So everyone is supposed to do all of their testing on H100's?

alecco · on Dec 11, 2024

4090 (2022) PCIe 4.0 x16 is quite decent. The major limit is memory, not bandwidth. And 3090 (2020) is also PCIe 4.0 x16, and used cards are a bargain. You can hook them up with Nvlink.

Nvidia is withholding new releases but the current hardware has more legs with new matrix implementations. Like FlashAttention doing some significant improvement every 6 months.

Nvidia could make consumer chips with combined CPU-GPU. I guess they are too busy making money with the big cloud. Maybe somebody will pick up. Apple is already doing something like it even on laptops.

_zoltan_ · on Dec 11, 2024

get a GH100 on lambda and behold you have 900GB/s between CPU memory and GPU, and forget PCIe.

imtringued · on Dec 12, 2024

That doesn't add up, because you're now exceeding the memory bandwidth of the memory controller. I.e. it would be faster to do everything, including the CPU only algorithms, in far away VRAM.

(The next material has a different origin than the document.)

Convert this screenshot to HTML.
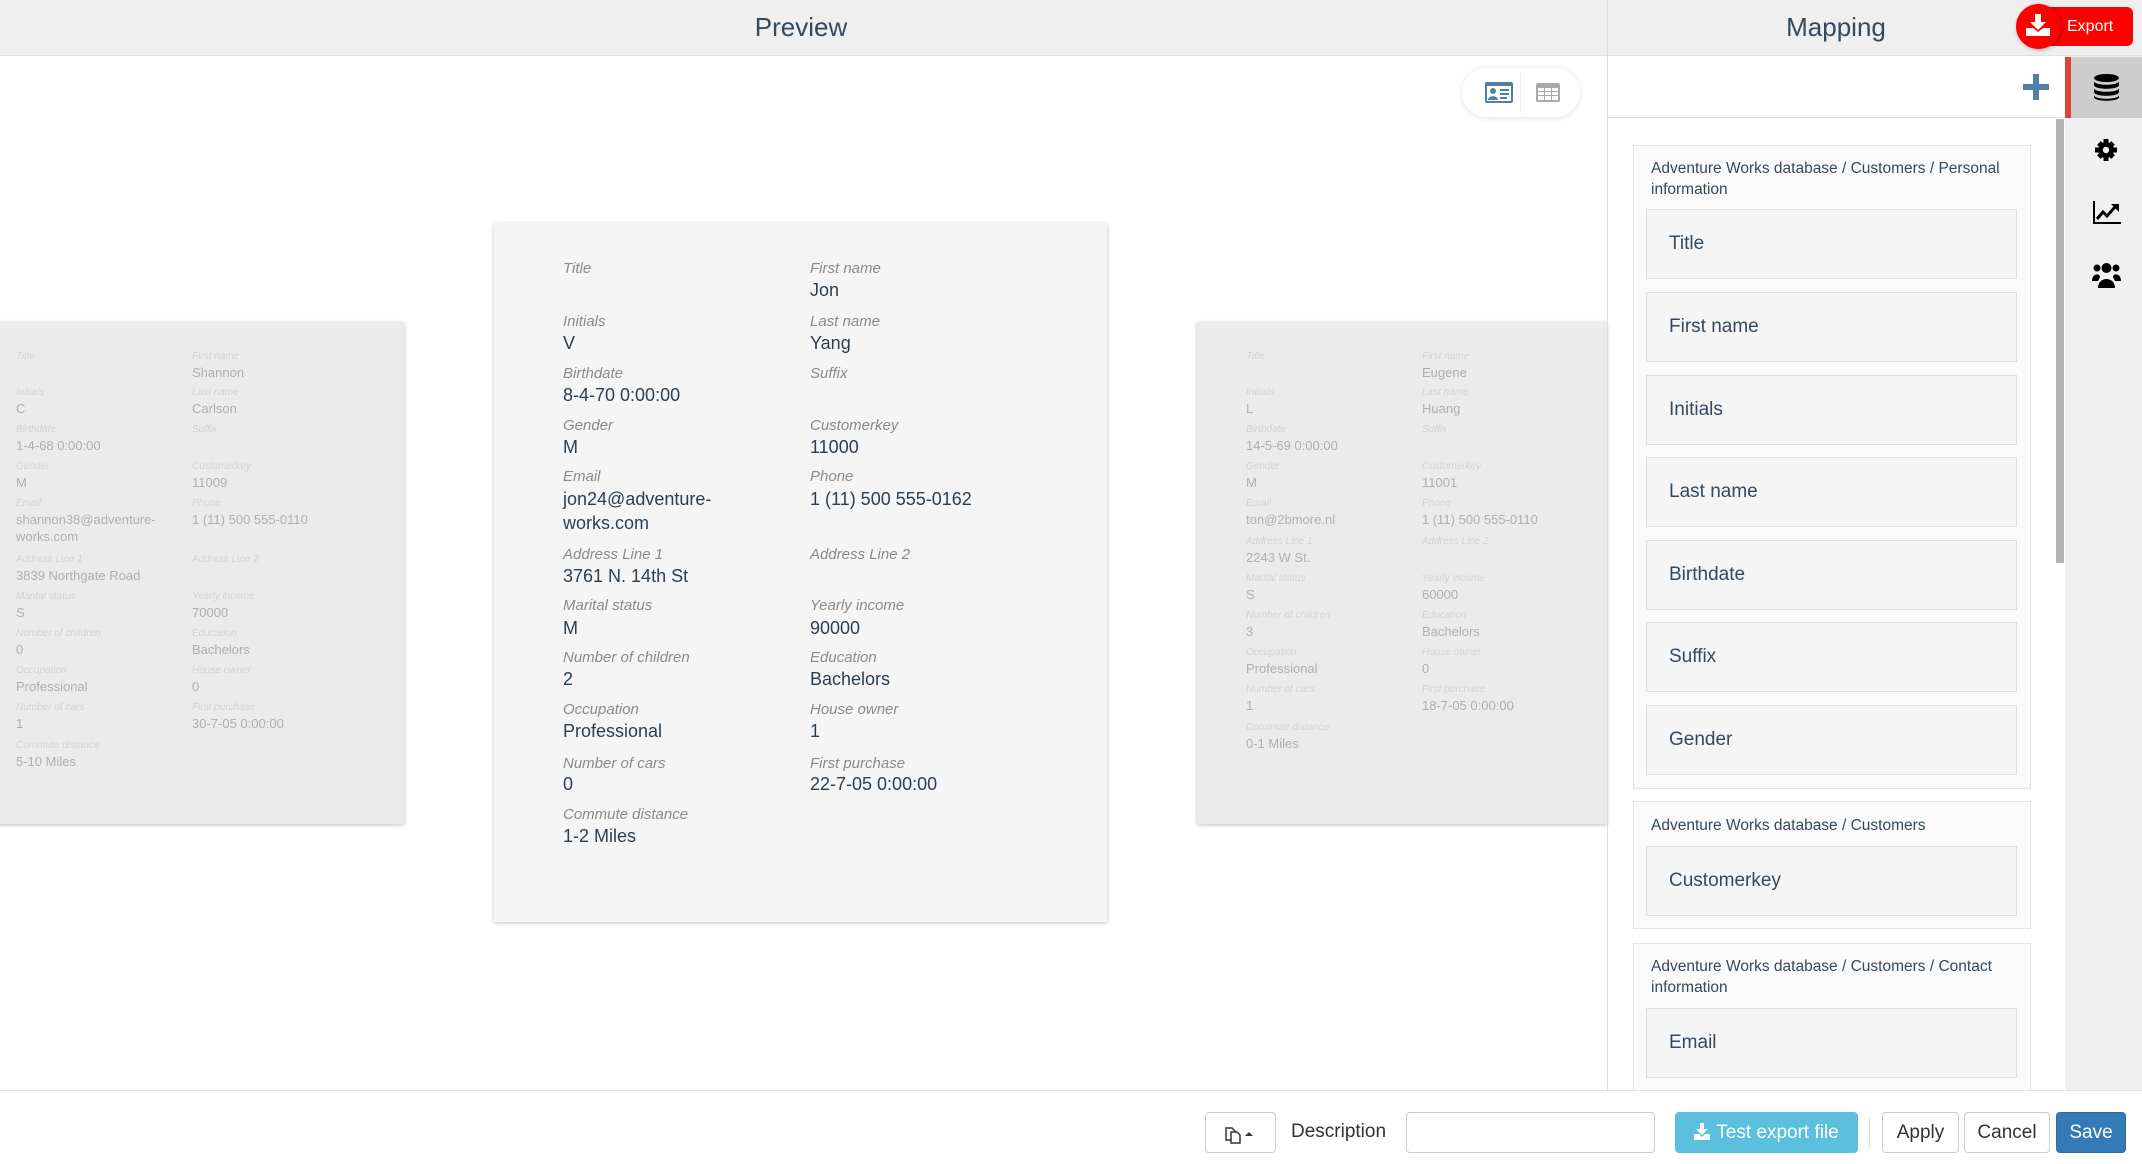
<!DOCTYPE html>
<html><head><meta charset="utf-8"><style>
*{box-sizing:border-box;margin:0;padding:0}
body{width:2142px;height:1164px;position:relative;overflow:hidden;background:#fff;font-family:"Liberation Sans",sans-serif;color:#2c3e50}
.a{position:absolute;white-space:nowrap}
.hdr{position:absolute;top:0;height:56px;background:#efefef;border-bottom:1px solid #e0e0e0}
.ttl{position:absolute;top:12px;font-size:26px;color:#34495e;transform:translateX(-50%)}
.card{position:absolute;background:#f5f5f5;box-shadow:0 1px 4px rgba(0,0,0,.25)}
.l{position:absolute;font-style:italic;font-size:15px;color:#8a8a8a;line-height:18px;white-space:nowrap}
.v{position:absolute;font-size:18px;color:#2c3e50;line-height:24px;white-space:nowrap}
.side{background:#ebebeb}
.sl{position:absolute;font-style:italic;font-size:10px;color:#d2d2d2;line-height:12px;white-space:nowrap}
.sv{position:absolute;font-size:13px;color:#aeaeae;line-height:17px;white-space:nowrap}
.grp{position:absolute;left:1633px;width:398px;background:#fafafa;border:1px solid #e3e3e3}
.gt{position:absolute;left:17px;font-size:15.5px;color:#34495e;line-height:21px;width:370px;white-space:normal}
.fld{position:absolute;left:1646px;width:371px;height:70px;background:#f5f5f5;border:1px solid #dedede;font-size:19px;color:#34495e;line-height:68px;padding-left:22px}
.btn{position:absolute;top:1112px;height:41px;border:1px solid #ccc;border-radius:4px;background:#fff;font-size:19px;line-height:39px;text-align:center;color:#333}
</style></head><body>
<div class="hdr" style="left:0;width:1607px"></div>
<div class="hdr" style="left:1607px;width:535px;border-left:1px solid #ddd"></div>
<div class="ttl" style="left:801px">Preview</div>
<div class="ttl" style="left:1836px">Mapping</div>
<div class="a" style="left:2030px;top:7px;width:103px;height:39px;background:#ff0000;border-radius:6px"></div>
<div class="a" style="left:2067px;top:17px;color:#fff;font-size:16px;line-height:20px">Export</div>
<div class="a" style="left:2016px;top:4px;width:45px;height:45px;border-radius:50%;background:#ff0000;box-shadow:1px 1px 4px rgba(0,0,0,.3)"></div>
<svg class="a" style="left:2026px;top:14px" width="24" height="22" viewBox="0 0 24 22"><path d="M9 0h6v8h5l-8 8-8-8h5z" fill="#fff"/><path d="M0 14h7l5 4 5-4h7v8H0z" fill="#fff"/></svg>

<div class="a" style="left:1462px;top:68px;width:118px;height:49px;background:#fff;border-radius:25px;box-shadow:0 1px 6px rgba(0,0,0,.12)"></div>
<div class="a" style="left:1520px;top:72px;width:1px;height:41px;background:#eee"></div>
<svg class="a" style="left:1485px;top:82px" width="28" height="21" viewBox="0 0 28 21"><rect x="0" y="0" width="28" height="21" rx="2" fill="#4f7ea6"/><rect x="2" y="4" width="24" height="15" fill="#fff"/><circle cx="8" cy="9" r="3" fill="#4f7ea6"/><path d="M3 18c0-5 10-5 10 0z" fill="#4f7ea6"/><rect x="15" y="7" width="9" height="2" fill="#4f7ea6"/><rect x="15" y="11" width="9" height="2" fill="#4f7ea6"/><rect x="15" y="15" width="7" height="2" fill="#4f7ea6"/></svg>
<svg class="a" style="left:1536px;top:83px" width="24" height="19" viewBox="0 0 24 19"><rect width="24" height="19" rx="2" fill="#aaa"/><g fill="#fff"><rect x="2" y="5" width="6" height="3"/><rect x="9" y="5" width="6" height="3"/><rect x="16" y="5" width="6" height="3"/><rect x="2" y="9" width="6" height="3"/><rect x="9" y="9" width="6" height="3"/><rect x="16" y="9" width="6" height="3"/><rect x="2" y="13" width="6" height="4"/><rect x="9" y="13" width="6" height="4"/><rect x="16" y="13" width="6" height="4"/></g></svg>

<div class="card side" style="left:-10px;top:322px;width:414px;height:502px"></div>
<div class="sl" style="left:16px;top:351px">Title</div><div class="sl" style="left:192px;top:351px">First name</div><div class="sv" style="left:192px;top:364px">Shannon</div>
<div class="sl" style="left:16px;top:387px">Initials</div><div class="sl" style="left:192px;top:387px">Last name</div><div class="sv" style="left:16px;top:400px">C</div><div class="sv" style="left:192px;top:400px">Carlson</div>
<div class="sl" style="left:16px;top:424px">Birthdate</div><div class="sl" style="left:192px;top:424px">Suffix</div><div class="sv" style="left:16px;top:437px">1-4-68 0:00:00</div>
<div class="sl" style="left:16px;top:461px">Gender</div><div class="sl" style="left:192px;top:461px">Customerkey</div><div class="sv" style="left:16px;top:474px">M</div><div class="sv" style="left:192px;top:474px">11009</div>
<div class="sl" style="left:16px;top:498px">Email</div><div class="sl" style="left:192px;top:498px">Phone</div><div class="sv" style="left:16px;top:511px">shannon38@adventure-<br>works.com</div><div class="sv" style="left:192px;top:511px">1 (11) 500 555-0110</div>
<div class="sl" style="left:16px;top:554px">Address Line 1</div><div class="sl" style="left:192px;top:554px">Address Line 2</div><div class="sv" style="left:16px;top:567px">3839 Northgate Road</div>
<div class="sl" style="left:16px;top:591px">Marital status</div><div class="sl" style="left:192px;top:591px">Yearly income</div><div class="sv" style="left:16px;top:604px">S</div><div class="sv" style="left:192px;top:604px">70000</div>
<div class="sl" style="left:16px;top:628px">Number of children</div><div class="sl" style="left:192px;top:628px">Education</div><div class="sv" style="left:16px;top:641px">0</div><div class="sv" style="left:192px;top:641px">Bachelors</div>
<div class="sl" style="left:16px;top:665px">Occupation</div><div class="sl" style="left:192px;top:665px">House owner</div><div class="sv" style="left:16px;top:678px">Professional</div><div class="sv" style="left:192px;top:678px">0</div>
<div class="sl" style="left:16px;top:702px">Number of cars</div><div class="sl" style="left:192px;top:702px">First purchase</div><div class="sv" style="left:16px;top:715px">1</div><div class="sv" style="left:192px;top:715px">30-7-05 0:00:00</div>
<div class="sl" style="left:16px;top:740px">Commute distance</div><div class="sv" style="left:16px;top:753px">5-10 Miles</div>

<div class="card side" style="left:1197px;top:322px;width:410px;height:502px"></div>
<div class="sl" style="left:1246px;top:351px">Title</div><div class="sl" style="left:1422px;top:351px">First name</div><div class="sv" style="left:1422px;top:364px">Eugene</div>
<div class="sl" style="left:1246px;top:387px">Initials</div><div class="sl" style="left:1422px;top:387px">Last name</div><div class="sv" style="left:1246px;top:400px">L</div><div class="sv" style="left:1422px;top:400px">Huang</div>
<div class="sl" style="left:1246px;top:424px">Birthdate</div><div class="sl" style="left:1422px;top:424px">Suffix</div><div class="sv" style="left:1246px;top:437px">14-5-69 0:00:00</div>
<div class="sl" style="left:1246px;top:461px">Gender</div><div class="sl" style="left:1422px;top:461px">Customerkey</div><div class="sv" style="left:1246px;top:474px">M</div><div class="sv" style="left:1422px;top:474px">11001</div>
<div class="sl" style="left:1246px;top:498px">Email</div><div class="sl" style="left:1422px;top:498px">Phone</div><div class="sv" style="left:1246px;top:511px">ton@2bmore.nl</div><div class="sv" style="left:1422px;top:511px">1 (11) 500 555-0110</div>
<div class="sl" style="left:1246px;top:536px">Address Line 1</div><div class="sl" style="left:1422px;top:536px">Address Line 2</div><div class="sv" style="left:1246px;top:549px">2243 W St.</div>
<div class="sl" style="left:1246px;top:573px">Marital status</div><div class="sl" style="left:1422px;top:573px">Yearly income</div><div class="sv" style="left:1246px;top:586px">S</div><div class="sv" style="left:1422px;top:586px">60000</div>
<div class="sl" style="left:1246px;top:610px">Number of children</div><div class="sl" style="left:1422px;top:610px">Education</div><div class="sv" style="left:1246px;top:623px">3</div><div class="sv" style="left:1422px;top:623px">Bachelors</div>
<div class="sl" style="left:1246px;top:647px">Occupation</div><div class="sl" style="left:1422px;top:647px">House owner</div><div class="sv" style="left:1246px;top:660px">Professional</div><div class="sv" style="left:1422px;top:660px">0</div>
<div class="sl" style="left:1246px;top:684px">Number of cars</div><div class="sl" style="left:1422px;top:684px">First purchase</div><div class="sv" style="left:1246px;top:697px">1</div><div class="sv" style="left:1422px;top:697px">18-7-05 0:00:00</div>
<div class="sl" style="left:1246px;top:722px">Commute distance</div><div class="sv" style="left:1246px;top:735px">0-1 Miles</div>
<div class="a" style="left:1607px;top:56px;width:1px;height:1035px;background:#ddd"></div>

<div class="card" style="left:494px;top:223px;width:613px;height:699px"></div>
<div class="l" style="left:563px;top:260px">Title</div><div class="l" style="left:810px;top:260px">First name</div><div class="v" style="left:810px;top:278px">Jon</div>
<div class="l" style="left:563px;top:313px">Initials</div><div class="l" style="left:810px;top:313px">Last name</div><div class="v" style="left:563px;top:331px">V</div><div class="v" style="left:810px;top:331px">Yang</div>
<div class="l" style="left:563px;top:365px">Birthdate</div><div class="l" style="left:810px;top:365px">Suffix</div><div class="v" style="left:563px;top:383px">8-4-70 0:00:00</div>
<div class="l" style="left:563px;top:417px">Gender</div><div class="l" style="left:810px;top:417px">Customerkey</div><div class="v" style="left:563px;top:435px">M</div><div class="v" style="left:810px;top:435px">11000</div>
<div class="l" style="left:563px;top:468px">Email</div><div class="l" style="left:810px;top:468px">Phone</div><div class="v" style="left:563px;top:487px">jon24@adventure-<br>works.com</div><div class="v" style="left:810px;top:487px">1 (11) 500 555-0162</div>
<div class="l" style="left:563px;top:546px">Address Line 1</div><div class="l" style="left:810px;top:546px">Address Line 2</div><div class="v" style="left:563px;top:564px">3761 N. 14th St</div>
<div class="l" style="left:563px;top:597px">Marital status</div><div class="l" style="left:810px;top:597px">Yearly income</div><div class="v" style="left:563px;top:616px">M</div><div class="v" style="left:810px;top:616px">90000</div>
<div class="l" style="left:563px;top:649px">Number of children</div><div class="l" style="left:810px;top:649px">Education</div><div class="v" style="left:563px;top:667px">2</div><div class="v" style="left:810px;top:667px">Bachelors</div>
<div class="l" style="left:563px;top:701px">Occupation</div><div class="l" style="left:810px;top:701px">House owner</div><div class="v" style="left:563px;top:719px">Professional</div><div class="v" style="left:810px;top:719px">1</div>
<div class="l" style="left:563px;top:755px">Number of cars</div><div class="l" style="left:810px;top:755px">First purchase</div><div class="v" style="left:563px;top:772px">0</div><div class="v" style="left:810px;top:772px">22-7-05 0:00:00</div>
<div class="l" style="left:563px;top:806px">Commute distance</div><div class="v" style="left:563px;top:824px">1-2 Miles</div>

<div class="a" style="left:1608px;top:117px;width:457px;height:1px;background:#ddd"></div>
<svg class="a" style="left:2023px;top:74px" width="26" height="26" viewBox="0 0 26 26"><path d="M10 0h6v10h10v6H16v10h-6V16H0v-6h10z" fill="#4f7ea6"/></svg>
<div class="a" style="left:2065px;top:56px;width:77px;height:1035px;background:#f0f0f0"></div>
<div class="a" style="left:2065px;top:57px;width:77px;height:61px;background:#cdcdcd"></div>
<div class="a" style="left:2065px;top:57px;width:6px;height:61px;background:#db4437"></div>
<svg class="a" style="left:2094px;top:74px" width="25" height="27" viewBox="0 0 25 27"><ellipse cx="12.5" cy="4" rx="12.5" ry="4" fill="#000"/><path d="M0 7c0 5 25 5 25 0v4c0 5-25 5-25 0z M0 14c0 5 25 5 25 0v4c0 5-25 5-25 0z M0 21c0 5 25 5 25 0v2c0 5-25 5-25 0z" fill="#000"/></svg>
<svg class="a" style="left:2095px;top:139px" width="22" height="22" viewBox="0 0 22 22"><g fill="#000"><circle cx="11" cy="11" r="8"/><rect x="8.5" y="0" width="5" height="22"/><rect x="0" y="8.5" width="22" height="5"/><rect x="8.5" y="1" width="5" height="20" transform="rotate(45 11 11)"/><rect x="8.5" y="1" width="5" height="20" transform="rotate(-45 11 11)"/></g><circle cx="11" cy="11" r="3.2" fill="#f0f0f0"/></svg>
<svg class="a" style="left:2093px;top:201px" width="28" height="23" viewBox="0 0 28 23"><path d="M1 0v22h27" stroke="#000" stroke-width="2" fill="none"/><path d="M4 18l6-7 4 4 8-9" stroke="#000" stroke-width="3" fill="none"/><path d="M18 3h8v8z" fill="#000"/></svg>
<svg class="a" style="left:2092px;top:262px" width="29" height="26" viewBox="0 0 29 26"><g fill="#000"><circle cx="14.5" cy="6" r="5"/><circle cx="5" cy="6" r="3.5"/><circle cx="24" cy="6" r="3.5"/><path d="M6 26c0-12 17-12 17 0z"/><path d="M0 19c0-8 8-8 8-4l-2 4z"/><path d="M29 19c0-8-8-8-8-4l2 4z"/></g></svg>
<div class="a" style="left:2056px;top:119px;width:8px;height:444px;background:#b4b4b4"></div>

<div class="grp" style="top:145px;height:644px"><div class="gt" style="top:12px">Adventure Works database / Customers / Personal information</div></div>
<div class="fld" style="top:209px">Title</div>
<div class="fld" style="top:292px">First name</div>
<div class="fld" style="top:375px">Initials</div>
<div class="fld" style="top:457px">Last name</div>
<div class="fld" style="top:540px">Birthdate</div>
<div class="fld" style="top:622px">Suffix</div>
<div class="fld" style="top:705px">Gender</div>
<div class="grp" style="top:801px;height:128px"><div class="gt" style="top:13px">Adventure Works database / Customers</div></div>
<div class="fld" style="top:846px">Customerkey</div>
<div class="grp" style="top:943px;height:160px"><div class="gt" style="top:12px">Adventure Works database / Customers / Contact information</div></div>
<div class="fld" style="top:1008px">Email</div>

<div class="a" style="left:0;top:1090px;width:2142px;height:74px;background:#fff;border-top:1px solid #e2e2e2"></div>
<div class="btn" style="left:1205px;width:71px"><svg style="position:absolute;left:18px;top:11px" width="30" height="20" viewBox="0 0 30 20"><path d="M2 4h6l3 3v9H2z" fill="none" stroke="#333" stroke-width="1.5"/><path d="M7 8h6l3 3v8H7z" fill="#fff" stroke="#333" stroke-width="1.5"/><path d="M21 12l4-4 4 4z" fill="#333"/></svg></div>
<div class="a" style="left:1291px;top:1121px;font-size:19px;color:#333">Description</div>
<div class="a" style="left:1406px;top:1112px;width:249px;height:41px;border:1px solid #ccc;border-radius:4px"></div>
<div class="btn" style="left:1675px;width:183px;background:#5bc0de;border-color:#5bc0de;color:#fff"><svg style="vertical-align:-2px;margin-right:6px" width="16" height="17" viewBox="0 0 16 17"><path d="M6 0h4v6h4l-6 6-6-6h4z M0 11h5l3 3 3-3h5v6H0z" fill="#fff"/></svg>Test export file</div>
<div class="a" style="left:1869px;top:1118px;width:1px;height:30px;background:#ddd"></div>
<div class="btn" style="left:1882px;width:77px">Apply</div>
<div class="btn" style="left:1964px;width:86px">Cancel</div>
<div class="btn" style="left:2056px;width:70px;background:#337ab7;border-color:#2e6da4;color:#fff">Save</div>
</body></html>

gpderetta · on Dec 12, 2024

latency might be higher and latency usually dominates CPU side algorithms.

saagarjha · on Dec 12, 2024

Where are you seeing 900 GB/s?

KeplerBoy · on Dec 12, 2024

The 900 GB/s are a figure often cited for Hopper based SXM boards, it's the aggregate of 18 NVLink connections. So it's more of a many-to-many GPU-to-GPU bandwidth figure.

https://www.datacenterknowledge.com/data-center-hardware/nvi...

shaklee3 · on Dec 13, 2024

this is bidirectional bw and it's gh200, not gh100